Al día siguiente de su despido, un grupo de hombres armados llegó a su comunidad a decirles que se tenían que ir porque la tierra donde vivían era del empresario. Al día siguiente regresaron. Esta vez acompañados por la policía. Las autoridades forzaron el desalojo y los q’eqchi’ quedaron deambulando, durmiendo entre los árboles, en el monte, protegidos con carpas de plástico. Sus niños dormían bajo el sol y la lluvia. Así pasaron hasta mediados de 2016.

Los desplazados se reorganizaron y buscaron un terreno con las condiciones para fundar una nueva comunidad. Un lugar cercano y accesible al centro de El Estor, con tierras buenas para sembrar y donde construir casas y una iglesia. Entonces encontraron este lugar y se vinieron a vivir aquí.

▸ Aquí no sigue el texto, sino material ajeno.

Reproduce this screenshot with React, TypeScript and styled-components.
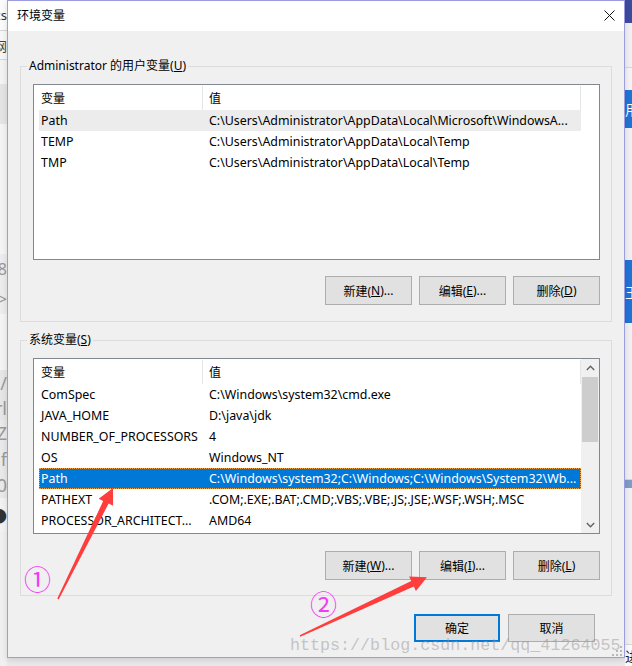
import React from "react";
import styled, { createGlobalStyle, css } from "styled-components";

const UI_FONT = `"Segoe UI", "Noto Sans", "Noto Sans CJK SC", sans-serif`;

const Global = createGlobalStyle`
  html, body { margin: 0; padding: 0; background: #e9e9eb; }
  body { font-family: ${UI_FONT}; font-size: 12px; color: #000; }
  * { box-sizing: border-box; }
`;

const Desktop = styled.div`
  position: relative;
  width: 632px;
  height: 666px;
  overflow: hidden;
  display: flex;
  align-items: flex-start;
  background: #e9e9eb;
`;

/* ---------- background windows peeking out ---------- */
const Peek = styled.div`
  width: 7px;
  height: 666px;
  flex: none;
  overflow: hidden;
  display: flex;
  flex-direction: column;
  background: #f0f0f0;
`;

const PeekBand = styled.div<{ $h: number; $bg?: string; $color?: string; $line?: boolean; $align?: "start" | "end"; $size?: number }>`
  height: ${(p) => p.$h}px;
  flex: none;
  background: ${(p) => p.$bg || "transparent"};
  color: ${(p) => p.$color || "#999"};
  display: flex;
  align-items: center;
  justify-content: ${(p) => (p.$align === "start" ? "flex-start" : "flex-end")};
  white-space: nowrap;
  font-size: ${(p) => p.$size || 13}px;
  ${(p) => p.$line && css`border-bottom: 1px solid #d6d6d6;`}
`;

/* ---------- dialog ---------- */
const Dialog = styled.div`
  position: relative;
  z-index: 1;
  width: 618px;
  height: 658px;
  flex: none;
  border: 1px solid #9c9cdf;
  background: #f0f0f0;
  display: flex;
  flex-direction: column;
  box-shadow: 0 2px 6px rgba(0, 0, 0, 0.12);
`;

const TitleBar = styled.div`
  height: 30px;
  flex: none;
  background: #fff;
  display: flex;
  align-items: center;
  justify-content: space-between;
  padding: 0 9px 0 9px;
`;

const Title = styled.span`
  font-size: 12px;
  line-height: 16px;
`;

const Close = styled.span`
  width: 11px;
  height: 11px;
  display: flex;
  margin-top: -1px;
`;

const Body = styled.div`
  flex: 1;
  display: flex;
  flex-direction: column;
  padding: 0 12px;
`;

const Group = styled.fieldset<{ $top: number; $bottom: number; $gap: number }>`
  margin: ${(p) => p.$top}px 0 0 0;
  padding: 10px 11px ${(p) => p.$bottom}px 12px;
  border: 1px solid #dcdcdc;
  min-width: 0;
  display: flex;
  flex-direction: column;
  gap: ${(p) => p.$gap}px;
`;

const Legend = styled.legend`
  padding: 0 2px;
  margin-left: -6px;
  font-size: 12px;
  line-height: 16px;
`;

const List = styled.div`
  height: 176px;
  border: 1px solid #828790;
  background: #fff;
  display: grid;
  grid-template-columns: 547px 1fr;
  overflow: hidden;
`;

const ListMain = styled.div`
  display: flex;
  flex-direction: column;
`;

const Header = styled.div`
  height: 25px;
  display: flex;
  flex: none;
`;

const HeadCell = styled.div<{ $w: number; $pad: number }>`
  width: ${(p) => p.$w}px;
  padding-left: ${(p) => p.$pad}px;
  border-right: 1px solid #e5e5e5;
  display: flex;
  align-items: center;
  margin-top: 1px;
`;

const Row = styled.div<{ $state?: "selected" | "inactive" }>`
  margin-left: 5px;
  width: 542px;
  height: 21px;
  flex: none;
  display: flex;
  align-items: center;
  font-size: 12.4px;
  ${(p) =>
    p.$state === "inactive" &&
    css`
      background: #ececec;
    `}
  ${(p) =>
    p.$state === "selected" &&
    css`
      background: #0078d7;
      color: #fff;
      outline: 1px dotted #f0a040;
      outline-offset: -1px;
    `}
`;

const Cell = styled.div<{ $w?: number; $pl: number }>`
  ${(p) => (p.$w ? css`width: ${p.$w}px; flex: none;` : css`flex: 1;`)}
  padding-left: ${(p) => p.$pl}px;
  padding-right: 4px;
  white-space: nowrap;
  overflow: hidden;
`;

const Scrollbar = styled.div`
  background: #f0f0f0;
  display: flex;
  flex-direction: column;
`;

const ArrowBox = styled.div`
  height: 17px;
  flex: none;
  display: flex;
  align-items: center;
  justify-content: center;
`;

const Thumb = styled.div`
  height: 65px;
  margin: 1px 1px 0 1px;
  background: #cdcdcd;
`;

const Spacer = styled.div`
  flex: 1;
`;

const ButtonRow = styled.div<{ $gap: number; $right?: number; $top?: number }>`
  display: flex;
  justify-content: flex-end;
  gap: ${(p) => p.$gap}px;
  padding-right: ${(p) => p.$right || 0}px;
  margin-top: ${(p) => p.$top || 0}px;
`;

const Button = styled.button<{ $w: number; $h: number; $default?: boolean }>`
  width: ${(p) => p.$w}px;
  height: ${(p) => p.$h}px;
  padding: 0;
  background: #e1e1e1;
  border: 1px solid #adadad;
  font-family: ${UI_FONT};
  font-size: 12px;
  color: #000;
  display: flex;
  align-items: center;
  justify-content: center;
  ${(p) =>
    p.$default &&
    css`
      border: 2px solid #0078d7;
    `}
`;

const Grip = styled.svg`
  position: absolute;
  right: 2px;
  bottom: 1px;
`;

/* ---------- annotations ---------- */
const Overlay = styled.svg`
  position: absolute;
  left: 0;
  top: 0;
  z-index: 3;
  pointer-events: none;
`;

const Circled = styled.span<{ $x: number; $y: number }>`
  position: absolute;
  left: ${(p) => p.$x}px;
  top: ${(p) => p.$y}px;
  z-index: 3;
  font-family: "Noto Sans CJK SC", "DejaVu Sans", sans-serif;
  font-size: 27px;
  line-height: 27px;
  color: #f23cf2;
`;

const Watermark = styled.span`
  position: absolute;
  left: 290px;
  top: 636px;
  z-index: 4;
  font-family: "Liberation Mono", monospace;
  font-size: 16.7px;
  line-height: 20px;
  color: rgba(150, 150, 150, 0.5);
  white-space: nowrap;
`;

type Var = { name: string; value: string; state?: "selected" | "inactive" };

const userVars: Var[] = [
  { name: "Path", value: "C:\\Users\\Administrator\\AppData\\Local\\Microsoft\\WindowsA...", state: "inactive" },
  { name: "TEMP", value: "C:\\Users\\Administrator\\AppData\\Local\\Temp" },
  { name: "TMP", value: "C:\\Users\\Administrator\\AppData\\Local\\Temp" },
];

const sysVars: Var[] = [
  { name: "ComSpec", value: "C:\\Windows\\system32\\cmd.exe" },
  { name: "JAVA_HOME", value: "D:\\java\\jdk" },
  { name: "NUMBER_OF_PROCESSORS", value: "4" },
  { name: "OS", value: "Windows_NT" },
  { name: "Path", value: "C:\\Windows\\system32;C:\\Windows;C:\\Windows\\System32\\Wb...", state: "selected" },
  { name: "PATHEXT", value: ".COM;.EXE;.BAT;.CMD;.VBS;.VBE;.JS;.JSE;.WSF;.WSH;.MSC" },
  { name: "PROCESSOR_ARCHITECT...", value: "AMD64" },
];

const Chevron = ({ up }: { up?: boolean }) => (
  <svg width="9" height="6" viewBox="0 0 9 6">
    <polyline
      points={up ? "0.8,5 4.5,1.2 8.2,5" : "0.8,1 4.5,4.8 8.2,1"}
      fill="none"
      stroke="#606060"
      strokeWidth="1.3"
    />
  </svg>
);

const VarList = ({ items, scroll }: { items: Var[]; scroll?: boolean }) => (
  <List>
    <ListMain>
      <Header>
        <HeadCell $w={169} $pad={7}>变量</HeadCell>
        <HeadCell $w={378} $pad={6}>值</HeadCell>
      </Header>
      {items.map((v) => (
        <Row key={v.name + v.value} $state={v.state}>
          <Cell $w={163} $pl={2}>{v.name}</Cell>
          <Cell $pl={7}>{v.value}</Cell>
        </Row>
      ))}
    </ListMain>
    {scroll ? (
      <Scrollbar>
        <ArrowBox>
          <Chevron up />
        </ArrowBox>
        <Thumb />
        <Spacer />
        <ArrowBox>
          <Chevron />
        </ArrowBox>
      </Scrollbar>
    ) : (
      <div />
    )}
  </List>
);

export default function App() {
  return (
    <>
      <Global />
      <Desktop>
        <Peek>
          <PeekBand $h={31} $bg="#fbfbfb" $color="#333" $line>ics</PeekBand>
          <PeekBand $h={29} $bg="#f7f7f7" $color="#444" $line>网</PeekBand>
          <PeekBand $h={24} $bg="#f3f3f3" />
          <PeekBand $h={40} $bg="#e4e4e4" />
          <PeekBand $h={130} $bg="#f4f4f4" />
          <PeekBand $h={30} $bg="#ececec" $size={16}>8</PeekBand>
          <PeekBand $h={30} $bg="#ececec" $size={16}>&gt;</PeekBand>
          <PeekBand $h={56} $bg="#f4f4f4" />
          <PeekBand $h={26} $bg="#e6e6e6" $size={18}>7/</PeekBand>
          <PeekBand $h={24} $bg="#e6e6e6" $size={18}>rl</PeekBand>
          <PeekBand $h={26} $bg="#e9e9e9" $size={18}>Z</PeekBand>
          <PeekBand $h={26} $bg="#e9e9e9" $size={18}>f</PeekBand>
          <PeekBand $h={26} $bg="#e9e9e9" $size={18}>0</PeekBand>
          <PeekBand $h={34} $bg="#f2f2f2" $color="#333" $size={16}>●</PeekBand>
          <PeekBand $h={210} $bg="#f0f0f0" />
        </Peek>

        <Dialog>
          <TitleBar>
            <Title>环境变量</Title>
            <Close>
              <svg width="11" height="11" viewBox="0 0 11 11">
                <path d="M0.5 0.5 L10.5 10.5 M10.5 0.5 L0.5 10.5" stroke="#111" strokeWidth="1" />
              </svg>
            </Close>
          </TitleBar>
          <Body>
            <Group $top={27} $bottom={16} $gap={16}>
              <Legend>
                Administrator 的用户变量(<u>U</u>)
              </Legend>
              <VarList items={userVars} />
              <ButtonRow $gap={7}>
                <Button $w={87} $h={29}>新建(<u>N</u>)...</Button>
                <Button $w={87} $h={29}>编辑(<u>E</u>)...</Button>
                <Button $w={87} $h={29}>删除(<u>D</u>)</Button>
              </ButtonRow>
            </Group>
            <Group $top={10} $bottom={15} $gap={17}>
              <Legend>
                系统变量(<u>S</u>)
              </Legend>
              <VarList items={sysVars} scroll />
              <ButtonRow $gap={7}>
                <Button $w={87} $h={29}>新建(<u>W</u>)...</Button>
                <Button $w={87} $h={29}>编辑(<u>I</u>)...</Button>
                <Button $w={87} $h={29}>删除(<u>L</u>)</Button>
              </ButtonRow>
            </Group>
            <ButtonRow $gap={8} $right={17} $top={18}>
              <Button $w={86} $h={28} $default>确定</Button>
              <Button $w={87} $h={28}>取消</Button>
            </ButtonRow>
          </Body>
          <Grip width="10" height="10" viewBox="0 0 10 10">
            <g fill="#b8b8b8">
              <rect x="8" y="0" width="2" height="2" />
              <rect x="4" y="4" width="2" height="2" />
              <rect x="8" y="4" width="2" height="2" />
              <rect x="0" y="8" width="2" height="2" />
              <rect x="4" y="8" width="2" height="2" />
              <rect x="8" y="8" width="2" height="2" />
            </g>
          </Grip>
        </Dialog>

        <Peek>
          <PeekBand $h={23} $bg="#3c4b9f" />
          <PeekBand $h={45} $bg="#f0f0f0" $line />
          <PeekBand $h={22} $bg="#f3f3f3" />
          <PeekBand $h={38} $bg="#1e73d6" $color="#fff" $align="start" $size={14}>用</PeekBand>
          <PeekBand $h={132} $bg="#f0f0f0" />
          <PeekBand $h={63} $bg="#1e73d6" $color="#fff" $align="start" $size={14}>王</PeekBand>
          <PeekBand $h={157} $bg="#f0f0f0" $line />
          <PeekBand $h={8} $bg="#7d9cc8" />
          <PeekBand $h={157} $bg="#f0f0f0" $line />
          <PeekBand $h={21} $bg="#fafafa" $color="#222" $align="start" $size={14}>进</PeekBand>
        </Peek>

        <Overlay width="632" height="666" viewBox="0 0 632 666">
          <polygon
            fill="#ff3d3d"
            points="113,488 113.1,505.8 108.6,503.6 58.7,599.4 57.3,598.6 103.2,501 98.7,498.8"
          />
          <polygon
            fill="#ff3d3d"
            points="427,577.3 415.9,591 413.8,586.4 300.3,636.7 299.7,635.3 411.2,581 409.1,576.4"
          />
        </Overlay>
        <Circled $x={24} $y={565}>①</Circled>
        <Circled $x={310} $y={590}>②</Circled>
        <Watermark>https://blog.csdn.net/qq_41264055</Watermark>
      </Desktop>
    </>
  );
}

A principios de octubre de 2016, un grupo de hombres llegó de nuevo con la amenaza. Pero los q’eqchi’ respondieron que si los querían sacar, tenían que venir preparados. Los indígenas consiguieron armas. Un par de carabinas y poca munición.
“Los enfrentamos. Realmente ellos tenían armas más poderosas, pero nosotros conocemos la montaña, conocemos las quebradas, los ríos, porque esta tierra es nuestra”, dice uno de los representantes de la comunidad.
A finales de octubre de 2016, luego de haber ganado aquella batalla, los líderes se reunieron a pensar un nombre para la comunidad y la bautizaron El Esfuerzo Túnico. El Esfuerzo por todo lo que había implicado recobrar la tierra y por lo que implicaría volver a construir una comunidad, sus casas, sus caminos y su cosecha. Túnico porque es el término que se usa para describir a ciertos bulbos que nacen protegidos por membranas, como una cebolla. “Así nos protegemos nosotros, entre todos”, dice otro de los líderes.

Cuando terminan de contar la historia, un grupo de hombres y mujeres se paran frente al centro de la planicie. “Esta es nuestra tierra, aquí nacimos, y aquí nos vamos a morir”, dice una mujer indígena. Los hombres llevan unas varas largas en la mano en signo de resistencia.
“¿Ustedes creen que ese hombre poderoso se va a quedar así?”, les pregunto. “No”, me responde uno de los líderes. “Pero si vienen de nuevo, aquí vamos a estar”.
* El nombre real de Lobo se ha omitido por cuestiones de seguridad.
* Los mitos que aparecen en este texto están basados en el Popol Vuh, el libro sagrado que explica el origen del mundo maya.
*Ni el gobierno central ni la Policía Nacional Civil atendieron las peticiones de entrevista al cierre de esta investigación.